A mashup consists of overlaid (and typically illegally
sampled) snippets of preexisting songs. The best ones
offer up equal parts musical parody and
dance-floor-filling cheeky commentary—think the
“Imperial Theme” from The Empire Strikes
Back colliding with Middle Eastern–flavored
techno from electronica artists The Chemical Brothers.
The form’s tireless evangelists are DJs Adrian and the
Mysterious D, otherwise known as Adrian and Deirdre
Roberts, husband-and-wife producers based in San
Francisco. They host a monthly party called Bootie (for
“bootleg”) in San Francisco, Los Angeles, New York, and
the online virtual world Second Life. Here they play
both their own material and some of the top mashups from
around the world, as culled from Web sites like Mashup
Charts (http://mashup-charts.com) and
Mashupciti (http://mashupciti.com).
Sister Bootie events have also cropped up in Mexico
City, Munich, and Paris. The events are listed at http://bootieusa.com.
Both husband and wife are avid music fans with
omnivorous tastes. Adrian is the techie one, having
earned a bachelor’s degree in radio and television and
worked in both audio and video since the late 1980s. He
says the key to making a mashup is mastering an
off-the-shelf music-mixing program, such as Sony ACID
Pro (Windows) or Ableton Live (Mac). Audacity, an
open-source program, is a good, simple, and free
alternative.
“Very rarely does a good mashup come together
effortlessly,” Adrian says. “It’s not just slapping a
vocal track on top of an instrumental and calling it a
day.” Merging many songs seamlessly into a new
composition, particularly one that takes on new meaning
as satire or commentary, can require days or weeks in
the studio. Some particularly ambitious producers add
video too. “Usually, the audio part is done first, and
then videos of the songs that are mashed up are edited
together to sync up with the audio,” he says.
Of course, it all begins with the hunt for raw
material—the most challenging part of which is locating
unadorned vocal tracks. One trick, Adrian says, is to
comb through bands’ videos or concerts on DVD. He says
that if the music was produced in Dolby 5.1 Surround,
you often find the vocals in the center channel.
“Very rarely does a good mashup come together
effortlessly. It’s not just slapping a vocal track on
top of an instrumental
and calling it a
day” —Adrian Roberts, of DJs Adrian and the
Mysterious D
Some artists also release a cappella versions of their
songs, encouraging fans to mash it up. The most famous
example is a Jay-Z Black
Album/Beatles’ White Album
mashup, The Grey Album. In 2003, rapper and hip‑hop
mogul Jay-Z released an a cappella version of
The Black
Album, encouraging remixers and mashup
artists to mix his vocals into others’ music. When New
York DJ Danger Mouse (Brian Burton) released The Grey Album
online in 2004, it provoked a cease-and-desist letter
from the Beatles’ recording label, EMI-Capitol.

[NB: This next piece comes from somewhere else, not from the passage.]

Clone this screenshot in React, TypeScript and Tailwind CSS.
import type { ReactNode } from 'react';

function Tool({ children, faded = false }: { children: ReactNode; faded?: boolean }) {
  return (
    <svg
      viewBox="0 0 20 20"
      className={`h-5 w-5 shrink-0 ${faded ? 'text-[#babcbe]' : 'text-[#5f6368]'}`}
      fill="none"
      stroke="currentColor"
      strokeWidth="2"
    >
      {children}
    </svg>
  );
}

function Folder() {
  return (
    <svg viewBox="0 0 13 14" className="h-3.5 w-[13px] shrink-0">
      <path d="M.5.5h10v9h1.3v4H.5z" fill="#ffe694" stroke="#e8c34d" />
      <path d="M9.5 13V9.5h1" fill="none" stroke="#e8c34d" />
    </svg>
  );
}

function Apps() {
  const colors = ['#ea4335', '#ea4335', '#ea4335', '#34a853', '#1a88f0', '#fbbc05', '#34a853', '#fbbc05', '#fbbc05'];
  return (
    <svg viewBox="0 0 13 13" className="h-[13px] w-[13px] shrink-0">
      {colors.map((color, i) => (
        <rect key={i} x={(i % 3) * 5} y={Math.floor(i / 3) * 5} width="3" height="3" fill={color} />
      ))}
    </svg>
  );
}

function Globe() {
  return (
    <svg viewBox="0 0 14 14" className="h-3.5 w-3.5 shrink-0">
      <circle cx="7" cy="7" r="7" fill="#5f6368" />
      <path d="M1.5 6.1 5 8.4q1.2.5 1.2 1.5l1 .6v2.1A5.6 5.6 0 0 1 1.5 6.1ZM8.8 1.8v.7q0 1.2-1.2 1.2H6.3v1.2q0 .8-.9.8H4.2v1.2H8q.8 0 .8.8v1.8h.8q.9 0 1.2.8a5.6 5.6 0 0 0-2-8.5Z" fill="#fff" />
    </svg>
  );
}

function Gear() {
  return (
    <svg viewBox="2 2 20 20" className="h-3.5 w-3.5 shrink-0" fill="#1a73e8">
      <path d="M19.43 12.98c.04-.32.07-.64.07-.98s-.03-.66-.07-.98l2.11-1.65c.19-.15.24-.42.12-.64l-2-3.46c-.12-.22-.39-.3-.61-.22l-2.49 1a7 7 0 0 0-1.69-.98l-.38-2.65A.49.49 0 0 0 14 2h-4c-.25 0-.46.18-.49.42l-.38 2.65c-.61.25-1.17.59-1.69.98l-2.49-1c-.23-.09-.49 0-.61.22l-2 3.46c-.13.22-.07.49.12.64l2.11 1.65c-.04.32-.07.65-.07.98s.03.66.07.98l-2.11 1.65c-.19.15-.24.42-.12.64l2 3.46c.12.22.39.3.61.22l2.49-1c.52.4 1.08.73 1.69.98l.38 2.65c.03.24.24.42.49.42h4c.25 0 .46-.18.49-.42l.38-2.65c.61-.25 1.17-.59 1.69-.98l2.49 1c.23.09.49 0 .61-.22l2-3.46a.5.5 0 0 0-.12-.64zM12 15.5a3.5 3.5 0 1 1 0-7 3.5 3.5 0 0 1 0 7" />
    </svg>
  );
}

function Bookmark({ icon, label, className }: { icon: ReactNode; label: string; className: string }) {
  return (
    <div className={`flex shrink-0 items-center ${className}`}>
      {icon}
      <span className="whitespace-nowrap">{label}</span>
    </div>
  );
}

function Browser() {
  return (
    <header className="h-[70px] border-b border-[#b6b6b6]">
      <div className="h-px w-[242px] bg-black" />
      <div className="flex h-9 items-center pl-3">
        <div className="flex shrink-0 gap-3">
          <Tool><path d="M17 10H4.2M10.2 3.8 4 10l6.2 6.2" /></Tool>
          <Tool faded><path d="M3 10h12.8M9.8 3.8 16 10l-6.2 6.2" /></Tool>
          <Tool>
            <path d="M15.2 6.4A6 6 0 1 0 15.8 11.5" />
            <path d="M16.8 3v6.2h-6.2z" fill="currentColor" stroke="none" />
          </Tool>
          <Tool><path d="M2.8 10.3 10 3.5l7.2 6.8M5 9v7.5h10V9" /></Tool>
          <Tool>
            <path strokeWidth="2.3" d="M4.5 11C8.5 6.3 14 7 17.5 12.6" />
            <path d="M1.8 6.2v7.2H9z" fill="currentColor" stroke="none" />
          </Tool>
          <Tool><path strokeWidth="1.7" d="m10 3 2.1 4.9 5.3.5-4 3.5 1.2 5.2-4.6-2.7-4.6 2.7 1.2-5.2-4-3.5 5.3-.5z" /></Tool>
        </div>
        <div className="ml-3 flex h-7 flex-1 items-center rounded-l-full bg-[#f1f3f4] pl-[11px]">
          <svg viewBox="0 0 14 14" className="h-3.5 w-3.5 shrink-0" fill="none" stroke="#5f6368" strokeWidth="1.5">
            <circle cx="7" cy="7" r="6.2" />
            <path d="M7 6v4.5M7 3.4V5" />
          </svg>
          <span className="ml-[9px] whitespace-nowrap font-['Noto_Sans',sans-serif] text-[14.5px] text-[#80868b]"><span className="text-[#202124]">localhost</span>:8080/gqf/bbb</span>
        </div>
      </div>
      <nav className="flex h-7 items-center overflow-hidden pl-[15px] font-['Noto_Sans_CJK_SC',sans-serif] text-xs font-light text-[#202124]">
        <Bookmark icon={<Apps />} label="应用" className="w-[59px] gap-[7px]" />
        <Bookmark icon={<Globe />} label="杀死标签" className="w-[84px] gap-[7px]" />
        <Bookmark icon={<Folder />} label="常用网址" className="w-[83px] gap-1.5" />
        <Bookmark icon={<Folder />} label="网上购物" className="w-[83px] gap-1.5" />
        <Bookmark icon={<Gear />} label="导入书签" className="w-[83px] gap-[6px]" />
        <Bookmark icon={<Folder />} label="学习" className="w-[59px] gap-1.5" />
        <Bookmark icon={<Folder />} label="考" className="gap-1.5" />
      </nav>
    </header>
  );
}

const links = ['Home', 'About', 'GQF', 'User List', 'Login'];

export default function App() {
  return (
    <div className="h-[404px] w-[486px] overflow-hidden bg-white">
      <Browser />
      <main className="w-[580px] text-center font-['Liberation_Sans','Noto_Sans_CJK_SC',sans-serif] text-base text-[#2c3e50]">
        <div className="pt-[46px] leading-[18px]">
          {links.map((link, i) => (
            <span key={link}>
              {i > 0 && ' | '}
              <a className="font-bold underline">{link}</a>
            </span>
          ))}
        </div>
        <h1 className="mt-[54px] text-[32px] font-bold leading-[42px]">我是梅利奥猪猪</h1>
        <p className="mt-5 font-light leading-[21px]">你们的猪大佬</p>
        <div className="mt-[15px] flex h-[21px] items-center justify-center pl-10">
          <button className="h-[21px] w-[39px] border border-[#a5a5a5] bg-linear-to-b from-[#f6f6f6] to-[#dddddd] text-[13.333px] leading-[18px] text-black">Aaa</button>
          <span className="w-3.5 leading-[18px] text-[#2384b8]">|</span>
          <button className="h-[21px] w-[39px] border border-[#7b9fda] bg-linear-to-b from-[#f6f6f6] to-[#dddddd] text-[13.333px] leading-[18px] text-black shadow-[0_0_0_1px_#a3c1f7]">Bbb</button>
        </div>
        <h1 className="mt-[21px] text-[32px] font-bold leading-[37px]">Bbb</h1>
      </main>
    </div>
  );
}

The mashup underground views such a letter as a badge
of honor, says Deirdre. For those of a less buccaneering
nature, though, such a letter may come as a bit of a
shock. But don’t worry—if you’re doing it strictly for
private enjoyment, your behavior would be actionable
only under the most draconian legal interpretation, says
Paul Rapp, an expert on copyright at Albany Law School,
in New York state. It would be like suing children for
singing “Happy Birthday to You”—still under copyright
after all these years. Those who should beware, Rapp
says, are mashup producers who take their material onto
the Internet and establish a cult following.
Until the courts begin to rule on how mashups fit into
the fair use provisions of copyright law, establishing
what’s legal and what’s not, DJs A+D say they’re happy
to continue dancing their delicate dance through the
world’s popular music catalog, Jolly Roger hoisted high.